AIM> Leave out the pictures and restate the rest of the data exactly.

PROVIDED DATA>
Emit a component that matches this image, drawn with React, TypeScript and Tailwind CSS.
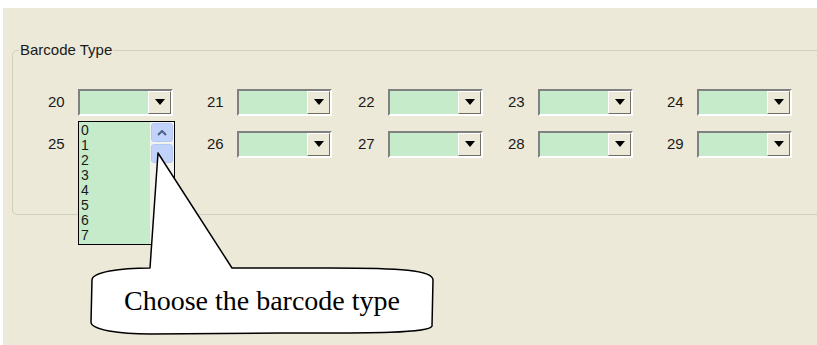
import React from "react";

const row1 = [
  { n: "20", ml: "ml-[35px]" },
  { n: "21", ml: "ml-[34px]" },
  { n: "22", ml: "ml-[26px]" },
  { n: "23", ml: "ml-[25px]" },
  { n: "24", ml: "ml-[34px]" },
];
const row2 = ["25", "26", "27", "28", "29"];

function Combo() {
  return (
    <div className="flex h-[27px] w-[95px] border-2 border-t-[#808080] border-l-[#808080] border-b-white border-r-white bg-[#C6EBCB]">
      <div className="flex-1" />
      <div className="flex w-[23px] items-center justify-center border border-t-white border-l-white border-b-[#716F64] border-r-[#716F64] bg-[#ECE9D8]">
        <span className="block h-0 w-0 border-x-[5px] border-t-[6px] border-x-transparent border-t-black" />
      </div>
    </div>
  );
}

function Cell({ n, ml }: { n: string; ml: string }) {
  return (
    <div className={`flex items-center ${ml}`}>
      <span className="w-[30px] text-[15px] text-[#1a1a1a]">{n}</span>
      <Combo />
    </div>
  );
}

export default function App() {
  return (
    <div className="relative h-[345px] w-[817px] overflow-hidden bg-white pl-[3px] pt-[8px] font-['Liberation_Sans',sans-serif]">
      <div className="h-full bg-[#ECE9D8] pl-[9px] pt-[31px]">
        <fieldset className="h-[176px] w-[830px] rounded-[5px] border border-[#D0D0BF]">
          <legend className="ml-[6px] px-[1px] text-[15px] text-[#1a1a1a]">Barcode Type</legend>
          <div className="mt-[27px] flex flex-col gap-[15px]">
            <div className="flex">
              {row1.map((c) => (
                <Cell key={c.n} n={c.n} ml={c.ml} />
              ))}
            </div>
            <div className="flex">
              {row2.map((n, i) => (
                <Cell key={n} n={n} ml={row1[i].ml} />
              ))}
            </div>
          </div>
        </fieldset>
      </div>

      {/* open dropdown list of combo 20 */}
      <div className="absolute left-[78px] top-[121px] flex h-[124px] w-[97px] border border-black bg-[#C6EBCB]">
        <div className="flex-1 pl-[2px] pt-[1px] text-[14px] leading-[15px] text-[#1a1a1a]">
          {["0", "1", "2", "3", "4", "5", "6", "7"].map((d) => (
            <div key={d}>{d}</div>
          ))}
        </div>
        <div className="flex w-[24px] flex-col gap-[2px] bg-[#F3F3EE] p-[1px]">
          <div className="flex h-[19px] items-center justify-center rounded-[3px] border border-[#B4C8F6] bg-[#C1D3FB]">
            <svg width="10" height="6" viewBox="0 0 10 6">
              <path d="M1 5 L5 1 L9 5" fill="none" stroke="#4D6185" strokeWidth="2" />
            </svg>
          </div>
          <div className="h-[19px] rounded-[3px] border border-[#B4C8F6] bg-[#C1D3FB]" />
        </div>
      </div>

      {/* callout */}
      <svg className="absolute left-0 top-0" width="817" height="345" viewBox="0 0 817 345">
        <path
          d="M158 153 L150 268 C120 268 92 272 92 280 L91 322 C91 330 120 334 150 334 L280 333 C350 333 430 334 432 326 L433 280 C433 270 400 268 330 268 L232 268 Z"
          fill="white"
          stroke="black"
          strokeWidth="1.5"
          strokeLinejoin="round"
        />
      </svg>
      <div className="absolute left-[91px] top-[284px] w-[342px] text-center font-['Liberation_Serif',serif] text-[28px] leading-[34px] text-black">
        Choose the barcode type
      </div>
    </div>
  );
}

EXERCISE SOLUTION>
Emit a component that matches this image, drawn with React, TypeScript and Tailwind CSS.
import React from "react";

const row1 = [
  { n: "20", ml: "ml-[35px]" },
  { n: "21", ml: "ml-[34px]" },
  { n: "22", ml: "ml-[26px]" },
  { n: "23", ml: "ml-[25px]" },
  { n: "24", ml: "ml-[34px]" },
];
const row2 = ["25", "26", "27", "28", "29"];

function Combo() {
  return (
    <div className="flex h-[27px] w-[95px] border-2 border-t-[#808080] border-l-[#808080] border-b-white border-r-white bg-[#C6EBCB]">
      <div className="flex-1" />
      <div className="flex w-[23px] items-center justify-center border border-t-white border-l-white border-b-[#716F64] border-r-[#716F64] bg-[#ECE9D8]">
        <span className="block h-0 w-0 border-x-[5px] border-t-[6px] border-x-transparent border-t-black" />
      </div>
    </div>
  );
}

function Cell({ n, ml }: { n: string; ml: string }) {
  return (
    <div className={`flex items-center ${ml}`}>
      <span className="w-[30px] text-[15px] text-[#1a1a1a]">{n}</span>
      <Combo />
    </div>
  );
}

export default function App() {
  return (
    <div className="relative h-[345px] w-[817px] overflow-hidden bg-white pl-[3px] pt-[8px] font-['Liberation_Sans',sans-serif]">
      <div className="h-full bg-[#ECE9D8] pl-[9px] pt-[31px]">
        <fieldset className="h-[176px] w-[830px] rounded-[5px] border border-[#D0D0BF]">
          <legend className="ml-[6px] px-[1px] text-[15px] text-[#1a1a1a]">Barcode Type</legend>
          <div className="mt-[27px] flex flex-col gap-[15px]">
            <div className="flex">
              {row1.map((c) => (
                <Cell key={c.n} n={c.n} ml={c.ml} />
              ))}
            </div>
            <div className="flex">
              {row2.map((n, i) => (
                <Cell key={n} n={n} ml={row1[i].ml} />
              ))}
            </div>
          </div>
        </fieldset>
      </div>

      {/* open dropdown list of combo 20 */}
      <div className="absolute left-[78px] top-[121px] flex h-[124px] w-[97px] border border-black bg-[#C6EBCB]">
        <div className="flex-1 pl-[2px] pt-[1px] text-[14px] leading-[15px] text-[#1a1a1a]">
          {["0", "1", "2", "3", "4", "5", "6", "7"].map((d) => (
            <div key={d}>{d}</div>
          ))}
        </div>
        <div className="flex w-[24px] flex-col gap-[2px] bg-[#F3F3EE] p-[1px]">
          <div className="flex h-[19px] items-center justify-center rounded-[3px] border border-[#B4C8F6] bg-[#C1D3FB]">
            <svg width="10" height="6" viewBox="0 0 10 6">
              <path d="M1 5 L5 1 L9 5" fill="none" stroke="#4D6185" strokeWidth="2" />
            </svg>
          </div>
          <div className="h-[19px] rounded-[3px] border border-[#B4C8F6] bg-[#C1D3FB]" />
        </div>
      </div>

      {/* callout */}
      <svg className="absolute left-0 top-0" width="817" height="345" viewBox="0 0 817 345">
        <path
          d="M158 153 L150 268 C120 268 92 272 92 280 L91 322 C91 330 120 334 150 334 L280 333 C350 333 430 334 432 326 L433 280 C433 270 400 268 330 268 L232 268 Z"
          fill="white"
          stroke="black"
          strokeWidth="1.5"
          strokeLinejoin="round"
        />
      </svg>
      <div className="absolute left-[91px] top-[284px] w-[342px] text-center font-['Liberation_Serif',serif] text-[28px] leading-[34px] text-black">
        Choose the barcode type
      </div>
    </div>
  );
}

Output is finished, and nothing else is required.